<<<<

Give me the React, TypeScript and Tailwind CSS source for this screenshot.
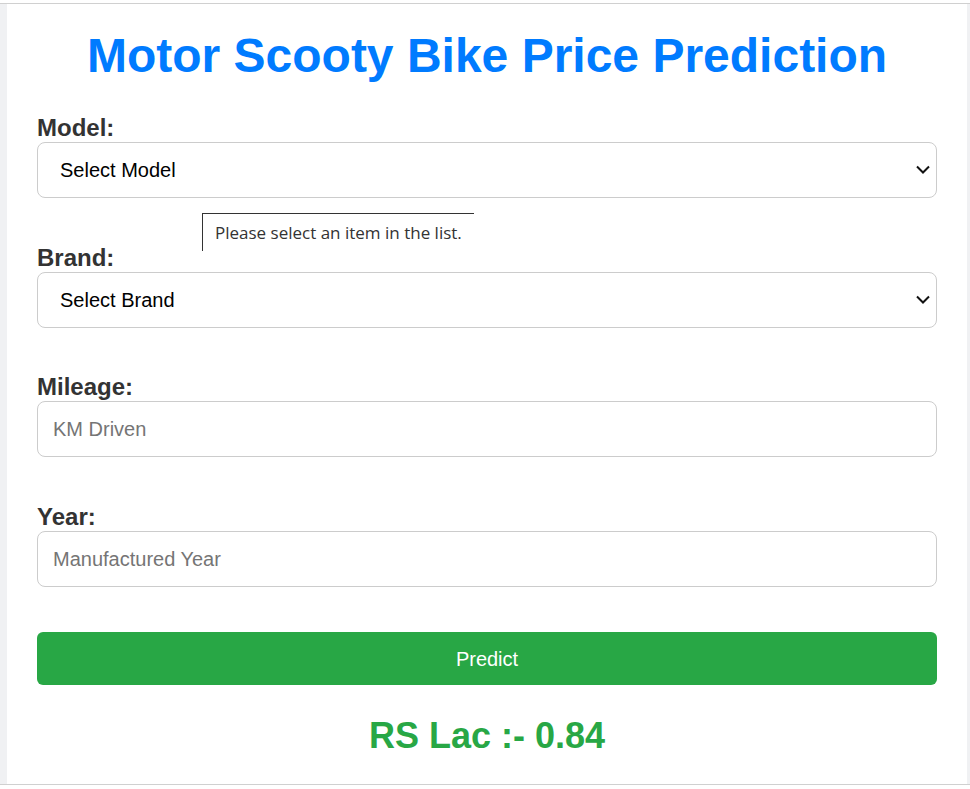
import React from "react";

const font = { fontFamily: '"Liberation Sans", Arial, sans-serif' };

function Chevron() {
  return (
    <svg
      className="pointer-events-none absolute right-[7px] top-1/2 h-[14px] w-[14px] -translate-y-1/2"
      viewBox="0 0 14 14"
      fill="none"
      stroke="#111"
      strokeWidth="2"
    >
      <path d="M1 3.5l6 6 6-6" />
    </svg>
  );
}

export default function App() {
  const labelCls = "block text-[24px] leading-[28px] font-bold text-[#333]";
  const boxCls =
    "w-full h-[56px] rounded-[8px] border border-[#cccccc] bg-white text-[20px] outline-none";

  return (
    <div className="h-[789px] w-full overflow-hidden bg-white pt-[3px]" style={font}>
      <div className="flex border-y border-[#d0d0d0] bg-[#f0f1f3]">
        <div className="relative ml-[7px] h-[780px] w-[960px] bg-white px-[30px] pt-[24px]">
          <h1 className="text-center text-[48px] font-bold leading-[55px] text-[#007bff]">
            Motor Scooty Bike Price Prediction
          </h1>

          <div className="mt-[31px] flex flex-col">
            <div className="mb-[45.7px]">
              <label className={labelCls}>Model:</label>
              <div className="relative">
                <div className={`${boxCls} flex items-center pl-[22px] text-black`}>
                  Select Model
                </div>
                <Chevron />
              </div>
            </div>

            <div className="mb-[45.7px]">
              <label className={labelCls}>Brand:</label>
              <div className="relative">
                <div className={`${boxCls} flex items-center pl-[22px] text-black`}>
                  Select Brand
                </div>
                <Chevron />
              </div>
            </div>

            <div className="mb-[45.7px]">
              <label className={labelCls}>Mileage:</label>
              <input
                className={`${boxCls} px-[15px] placeholder:text-[#757575]`}
                placeholder="KM Driven"
                style={font}
              />
            </div>

            <div>
              <label className={labelCls}>Year:</label>
              <input
                className={`${boxCls} px-[15px] placeholder:text-[#757575]`}
                placeholder="Manufactured Year"
                style={font}
              />
            </div>

            <button
              className="mt-[45px] h-[53px] w-full rounded-[6px] bg-[#28a745] text-[20px] text-white"
              style={font}
            >
              Predict
            </button>

            <div className="mt-[30px] text-center text-[36px] font-bold leading-[41px] text-[#28a745]">
              RS Lac :- 0.84
            </div>
          </div>

          <div
            className="absolute left-[195px] top-[209px] h-[38px] w-[272px] border-l border-t border-[#333] bg-white pl-[12px] pt-[6px] text-[17px] text-[#333]"
            style={{ fontFamily: '"Open Sans", "Noto Sans", sans-serif' }}
          >
            Please select an item in the list.
          </div>
        </div>
      </div>
    </div>
  );
}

>>>>

◆ What to work on: All of the lines above should be printed exactly, minus the pictures.

◆ Response to the exercise:
Give me the React, TypeScript and Tailwind CSS source for this screenshot.
import React from "react";

const font = { fontFamily: '"Liberation Sans", Arial, sans-serif' };

function Chevron() {
  return (
    <svg
      className="pointer-events-none absolute right-[7px] top-1/2 h-[14px] w-[14px] -translate-y-1/2"
      viewBox="0 0 14 14"
      fill="none"
      stroke="#111"
      strokeWidth="2"
    >
      <path d="M1 3.5l6 6 6-6" />
    </svg>
  );
}

export default function App() {
  const labelCls = "block text-[24px] leading-[28px] font-bold text-[#333]";
  const boxCls =
    "w-full h-[56px] rounded-[8px] border border-[#cccccc] bg-white text-[20px] outline-none";

  return (
    <div className="h-[789px] w-full overflow-hidden bg-white pt-[3px]" style={font}>
      <div className="flex border-y border-[#d0d0d0] bg-[#f0f1f3]">
        <div className="relative ml-[7px] h-[780px] w-[960px] bg-white px-[30px] pt-[24px]">
          <h1 className="text-center text-[48px] font-bold leading-[55px] text-[#007bff]">
            Motor Scooty Bike Price Prediction
          </h1>

          <div className="mt-[31px] flex flex-col">
            <div className="mb-[45.7px]">
              <label className={labelCls}>Model:</label>
              <div className="relative">
                <div className={`${boxCls} flex items-center pl-[22px] text-black`}>
                  Select Model
                </div>
                <Chevron />
              </div>
            </div>

            <div className="mb-[45.7px]">
              <label className={labelCls}>Brand:</label>
              <div className="relative">
                <div className={`${boxCls} flex items-center pl-[22px] text-black`}>
                  Select Brand
                </div>
                <Chevron />
              </div>
            </div>

            <div className="mb-[45.7px]">
              <label className={labelCls}>Mileage:</label>
              <input
                className={`${boxCls} px-[15px] placeholder:text-[#757575]`}
                placeholder="KM Driven"
                style={font}
              />
            </div>

            <div>
              <label className={labelCls}>Year:</label>
              <input
                className={`${boxCls} px-[15px] placeholder:text-[#757575]`}
                placeholder="Manufactured Year"
                style={font}
              />
            </div>

            <button
              className="mt-[45px] h-[53px] w-full rounded-[6px] bg-[#28a745] text-[20px] text-white"
              style={font}
            >
              Predict
            </button>

            <div className="mt-[30px] text-center text-[36px] font-bold leading-[41px] text-[#28a745]">
              RS Lac :- 0.84
            </div>
          </div>

          <div
            className="absolute left-[195px] top-[209px] h-[38px] w-[272px] border-l border-t border-[#333] bg-white pl-[12px] pt-[6px] text-[17px] text-[#333]"
            style={{ fontFamily: '"Open Sans", "Noto Sans", sans-serif' }}
          >
            Please select an item in the list.
          </div>
        </div>
      </div>
    </div>
  );
}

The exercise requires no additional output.